Saturday’s fun started in the afternoon, gathering on a rainy, grey day at Strandgade for drinks, some nibbles and some group photos where they revealed a bit more of what the plan for the rest of the day/night was. YKL and I were still pinching ourselves at how we were there, surrounded not only by faces old and new we had seen and got to know through the years, but also but by some of the biggest and most influential people in the industry in recent years. Again, how and why were WE there?!! At one point, there was an attempt to get everyone acquainted with each other by introducing themselves and what their relationship to Noma was. YKL and I weren’t there because we had eaten at Noma the most times, we weren’t one of their suppliers, we were – as we said on the day – Just 2 very greedy people who have loved going back to Noma over the years. Once time was up, we were all furnished with warm cider and (as YKL and I suspected) we headed to the new site (We were told to “follow the unicorn balloons”). Now, I don’t like walking at the best of times, but walking in the cold and rain for about 20 minutes and not knowing what to expect when we got there didn’t really appeal to me. However, we arrived at the new site to be greeted by a few canopies set up for mobile catering – Some of the Noma staff were there manning a BBQ of sorts grilling what looked like some meat and veg kebabs and there was a setup from The Butcher at Kultorvet with not 1, but 3 whole hog roasts.

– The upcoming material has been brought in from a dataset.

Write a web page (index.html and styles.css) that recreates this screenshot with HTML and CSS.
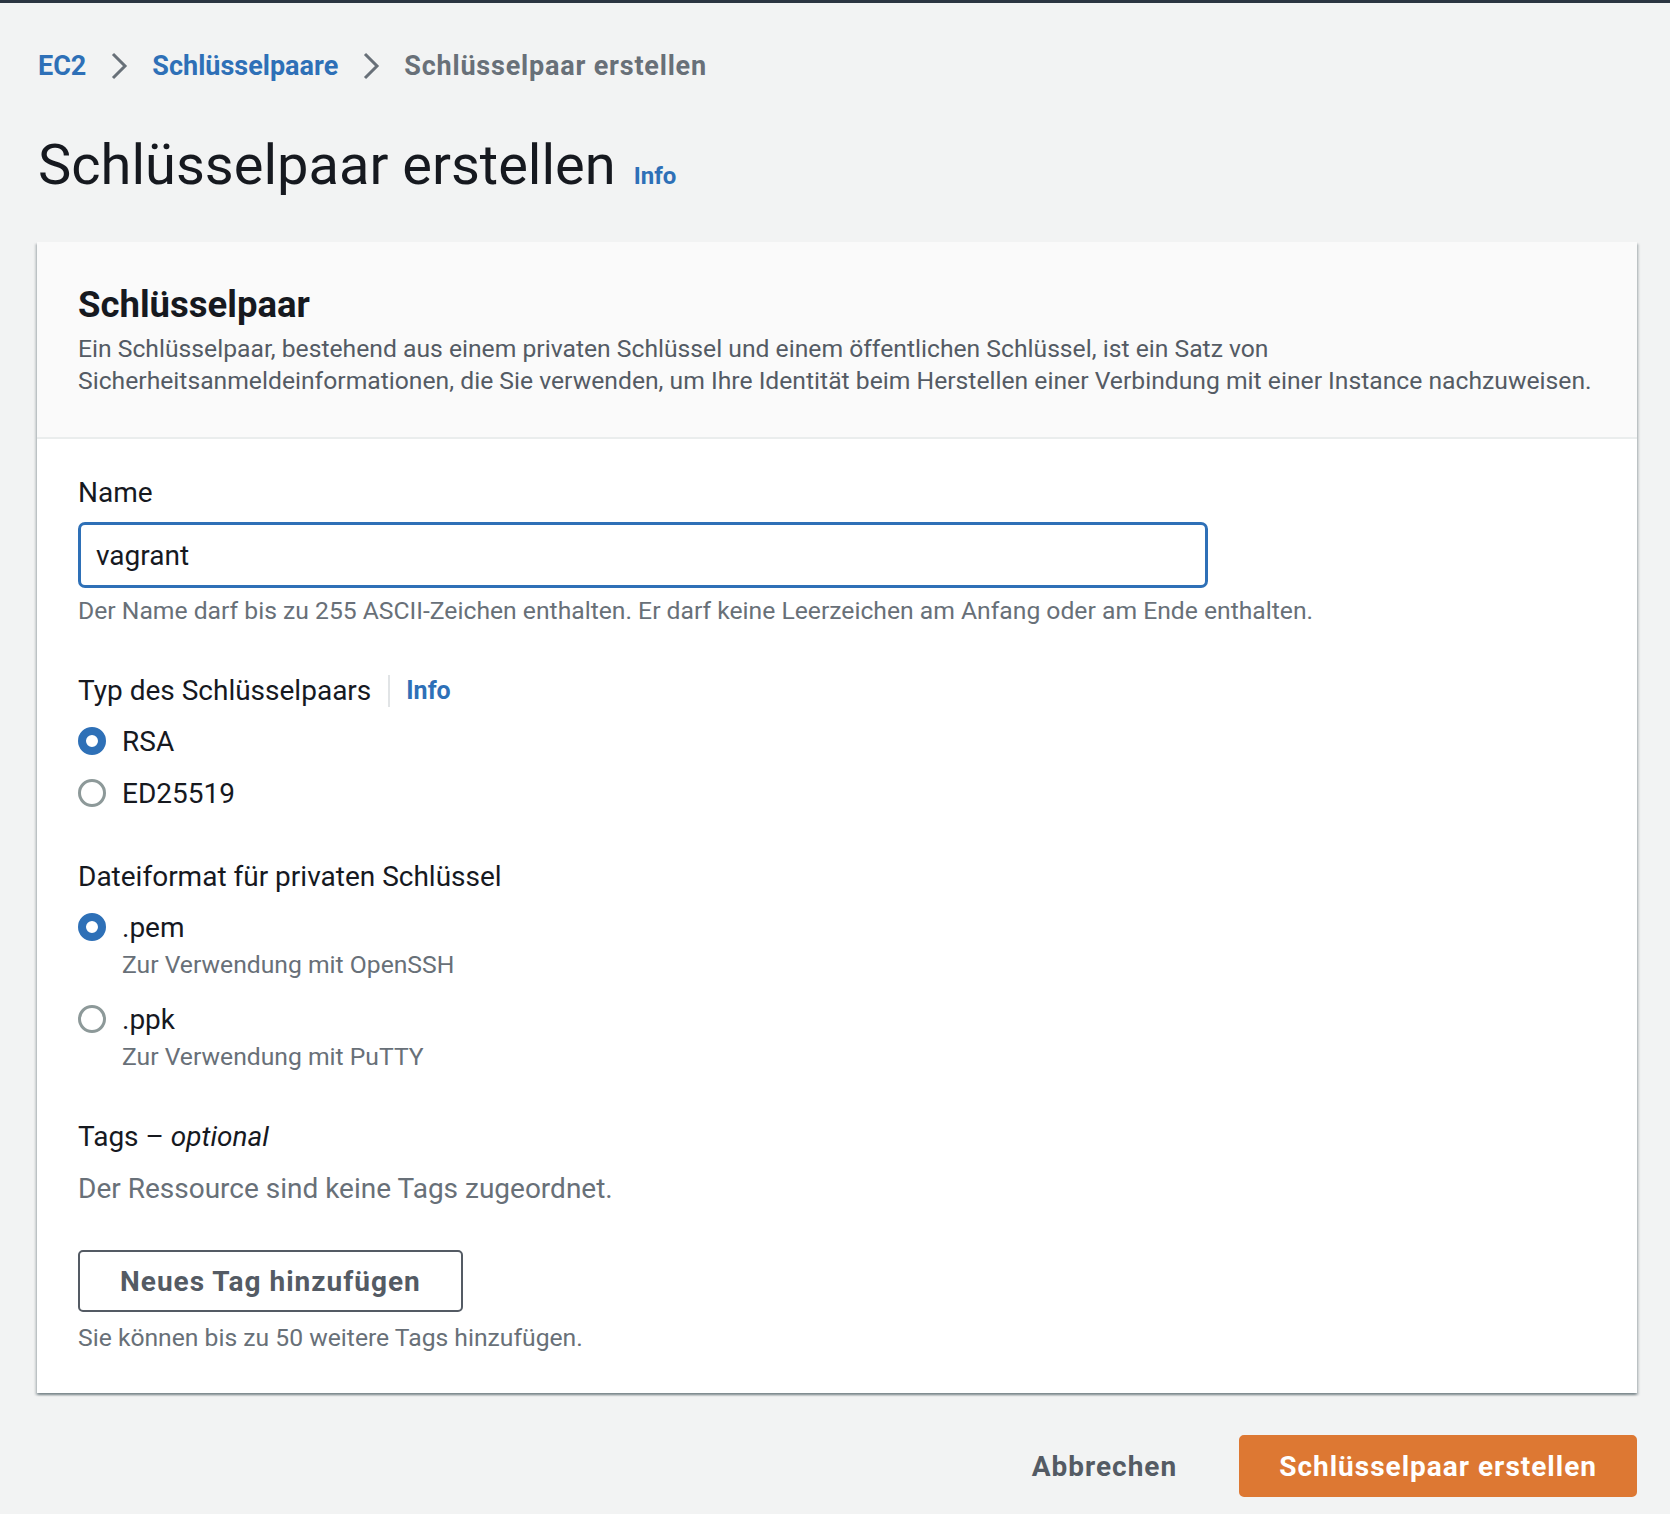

OK, so this was pretty much what I expected. However, YKL and I were keen to get some shelter and heading to a marquee which had been set up especially for the event. Expecting it to pretty much be an empty marquee with a bar set up along one side, I was a bit surprised upon entering the marquee to discover that it wasn’t a marquee, but more a covered entrance to the main room with people telling us that “we could sit anywhere we wanted to” and that there was a cloakroom to the right. We enter the room and were greeted by a setup that was completely unexpected – In a large empty hall where the bare walls were covered in graffiti, there were soft lights and furnishings inside, there were rows of tables set up, complete with linen and cutlery with glasses – Proper cutlery and glasses that is, nothing disposable. There were balloons everywhere, large flatscreen TVs set up all along the venue with the Noma logo on them, there was a live band down one end of the building and towards the back, a bar area, there was a bucking bronco area, a photo booth set up, table football, some stalls from a well known local sweets and ice cream place… Oh, and there were bottles of wine on all of the tables for people to help themselves. This is when YKL and I got the sense that something really special was going to happen. Finding ourselves a couple of seats, we sat down and settled in for what was to come…

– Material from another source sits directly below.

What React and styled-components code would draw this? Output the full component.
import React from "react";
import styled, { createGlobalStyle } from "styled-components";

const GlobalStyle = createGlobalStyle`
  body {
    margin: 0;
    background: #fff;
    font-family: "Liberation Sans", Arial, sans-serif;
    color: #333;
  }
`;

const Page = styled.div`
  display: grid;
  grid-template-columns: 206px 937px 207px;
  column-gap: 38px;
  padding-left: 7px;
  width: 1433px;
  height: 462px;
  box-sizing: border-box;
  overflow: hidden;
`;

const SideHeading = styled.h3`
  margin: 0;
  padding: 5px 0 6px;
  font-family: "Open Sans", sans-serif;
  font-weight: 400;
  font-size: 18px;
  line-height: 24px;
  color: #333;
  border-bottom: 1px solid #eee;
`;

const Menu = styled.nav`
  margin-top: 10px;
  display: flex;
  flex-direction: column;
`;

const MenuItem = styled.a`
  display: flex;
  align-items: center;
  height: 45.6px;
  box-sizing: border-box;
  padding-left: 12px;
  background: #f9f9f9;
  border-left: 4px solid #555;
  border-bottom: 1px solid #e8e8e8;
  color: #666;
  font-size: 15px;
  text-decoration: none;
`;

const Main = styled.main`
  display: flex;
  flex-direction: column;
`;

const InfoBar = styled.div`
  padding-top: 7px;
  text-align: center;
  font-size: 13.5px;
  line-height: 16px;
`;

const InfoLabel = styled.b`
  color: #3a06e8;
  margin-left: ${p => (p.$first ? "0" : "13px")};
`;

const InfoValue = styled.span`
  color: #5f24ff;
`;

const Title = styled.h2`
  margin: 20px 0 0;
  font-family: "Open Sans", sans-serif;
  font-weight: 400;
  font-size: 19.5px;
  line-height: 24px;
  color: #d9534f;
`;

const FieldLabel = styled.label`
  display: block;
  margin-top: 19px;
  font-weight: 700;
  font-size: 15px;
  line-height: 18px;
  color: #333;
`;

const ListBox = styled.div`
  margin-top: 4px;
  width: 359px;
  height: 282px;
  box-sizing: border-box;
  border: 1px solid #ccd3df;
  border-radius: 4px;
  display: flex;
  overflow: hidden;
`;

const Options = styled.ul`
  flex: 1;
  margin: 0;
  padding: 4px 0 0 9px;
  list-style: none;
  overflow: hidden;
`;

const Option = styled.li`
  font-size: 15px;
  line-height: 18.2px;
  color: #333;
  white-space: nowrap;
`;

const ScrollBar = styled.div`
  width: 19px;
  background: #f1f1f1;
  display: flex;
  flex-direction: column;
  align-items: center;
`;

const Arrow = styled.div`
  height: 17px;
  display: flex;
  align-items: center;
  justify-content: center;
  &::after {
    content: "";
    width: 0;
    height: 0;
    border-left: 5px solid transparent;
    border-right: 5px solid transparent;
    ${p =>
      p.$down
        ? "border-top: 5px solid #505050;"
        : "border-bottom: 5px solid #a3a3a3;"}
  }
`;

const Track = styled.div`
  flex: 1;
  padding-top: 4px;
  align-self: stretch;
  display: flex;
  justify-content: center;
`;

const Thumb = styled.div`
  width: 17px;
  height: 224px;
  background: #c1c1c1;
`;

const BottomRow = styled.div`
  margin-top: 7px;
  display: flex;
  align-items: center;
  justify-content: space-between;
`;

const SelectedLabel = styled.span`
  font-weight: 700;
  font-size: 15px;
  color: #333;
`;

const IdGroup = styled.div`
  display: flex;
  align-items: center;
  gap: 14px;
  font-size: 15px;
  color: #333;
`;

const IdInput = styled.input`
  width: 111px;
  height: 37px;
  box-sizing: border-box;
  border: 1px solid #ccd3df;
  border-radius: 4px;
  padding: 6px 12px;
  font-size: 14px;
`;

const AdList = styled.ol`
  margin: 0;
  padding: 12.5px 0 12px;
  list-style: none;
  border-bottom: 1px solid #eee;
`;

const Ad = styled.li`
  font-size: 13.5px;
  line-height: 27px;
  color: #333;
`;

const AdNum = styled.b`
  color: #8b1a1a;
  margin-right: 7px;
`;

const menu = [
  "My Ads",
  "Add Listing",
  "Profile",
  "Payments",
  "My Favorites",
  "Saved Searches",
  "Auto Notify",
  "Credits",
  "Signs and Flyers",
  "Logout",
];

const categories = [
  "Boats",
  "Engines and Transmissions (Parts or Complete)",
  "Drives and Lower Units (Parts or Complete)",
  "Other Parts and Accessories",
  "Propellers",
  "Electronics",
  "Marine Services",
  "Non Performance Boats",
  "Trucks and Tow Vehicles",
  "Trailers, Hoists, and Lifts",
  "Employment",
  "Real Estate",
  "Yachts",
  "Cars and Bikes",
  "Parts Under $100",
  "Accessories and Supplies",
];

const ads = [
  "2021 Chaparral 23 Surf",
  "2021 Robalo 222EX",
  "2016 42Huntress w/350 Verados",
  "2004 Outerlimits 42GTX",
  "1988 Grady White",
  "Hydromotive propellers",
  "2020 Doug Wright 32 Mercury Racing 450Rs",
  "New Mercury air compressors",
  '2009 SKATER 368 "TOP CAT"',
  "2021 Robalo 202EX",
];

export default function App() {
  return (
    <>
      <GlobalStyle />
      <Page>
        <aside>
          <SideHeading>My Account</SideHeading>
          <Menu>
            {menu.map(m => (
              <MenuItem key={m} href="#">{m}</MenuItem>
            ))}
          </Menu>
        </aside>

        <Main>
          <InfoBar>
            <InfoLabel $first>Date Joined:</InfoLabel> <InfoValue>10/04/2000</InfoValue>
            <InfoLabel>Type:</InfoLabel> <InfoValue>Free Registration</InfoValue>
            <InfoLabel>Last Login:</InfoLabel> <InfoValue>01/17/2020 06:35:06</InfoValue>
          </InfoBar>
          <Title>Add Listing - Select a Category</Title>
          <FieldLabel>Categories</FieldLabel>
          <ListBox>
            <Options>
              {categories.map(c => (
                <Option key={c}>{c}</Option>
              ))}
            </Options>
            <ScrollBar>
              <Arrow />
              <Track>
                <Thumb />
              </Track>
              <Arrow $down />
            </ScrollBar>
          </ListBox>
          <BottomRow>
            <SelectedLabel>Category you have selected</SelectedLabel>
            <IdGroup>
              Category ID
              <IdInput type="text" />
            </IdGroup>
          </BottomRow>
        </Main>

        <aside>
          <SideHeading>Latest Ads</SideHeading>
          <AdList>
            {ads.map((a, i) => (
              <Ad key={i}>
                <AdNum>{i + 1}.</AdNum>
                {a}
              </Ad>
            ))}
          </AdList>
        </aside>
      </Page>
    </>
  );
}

Over the course of the next few hours, we were all treated to a feast like nothing before: After some quick speeches welcoming everyone, a brigade of staff all entered the room, all carrying food not only including some of the biggest and freshest seafood I’ve ever seen or eaten (which we saw a sneak peek of the night before in the tanks back at Strandgade), but food from the whole Noma Family – Bread from Mirabelle, beef tartare from Manfreds, Octopus Al Pastor tostadas from Hija de Sanchez, dishes from Bror (including bags of crisps dicks which were handed out to everyone)… The food just kept coming and it was clear that when the invitation stated “Bring a big appetite” – they meant it! Technically speaking, given we were in the main room at the new site, we were the first people to be eating at the new Noma site – Which again, blew my mind a little bit knowing that I didn’t just get to eat at the last service for Noma 1.0, I was there for the first meal to be served at the new site for Noma
In the speeches that followed, plans for Noma 2.0 were revealed – We were all sworn to secrecy in regards to exact details, but I think it’s safe to say that Noma has consistently amazed me with their philosophy and innovation – And I saw nothing to suggest that will stop. By now, you will have learned at how some new partners were unveiled that night: Lau Richter – Service Manager, James Spreadbury – Restaurant Manager and Ali Sonko – Kitchen Porter. The loudest cheer of the night was when the TV screens changed to a picture of James, Lau and Ali and there wasn’t a dry eye in the house when the announcement was made and Rene was visibly emotional and struggled to hold back the tears in revealing that this was one of the happiest moments of his time at Noma and that he was so proud of being able to do such a thing. It was an amazing act of generosity and it couldn’t happen to 3 nicer men on the planet.
I mentioned earlier how the sense of the Noma Family was prevalent from the night before and it very much was continued that rainy Saturday night in Christiania. This was a celebration of Noma – And Noma is so much more than just a physical location or one man. Noma is more than the trailblazing restaurant that changed and influenced the culinary landscape and how we think about or eat our food, it’s about continually evolving and discovering new flavours, ingredients and/or techniques. Noma helped put Copenhagen and the whole Nordic region on the culinary map and evolved by the Noma Family spreading out (see Christian Puglisi’s small empire, Amass, Bror, Hija de Sanchez to name a few) to make Copenhagen (for YKL and myself at least) become one of the most exciting cities to dine out in. In keeping with not being stuck in the past for too long, that weekend was about how although we’re sad to say goodbye to Strandgade and especially now from seeing the incredible dishes that are currently being served in Noma Mexico, along with being able to see how much fun and inspiration the whole team are having, I for one am incredibly excited to see how Noma will further evolve and continue to wow us all.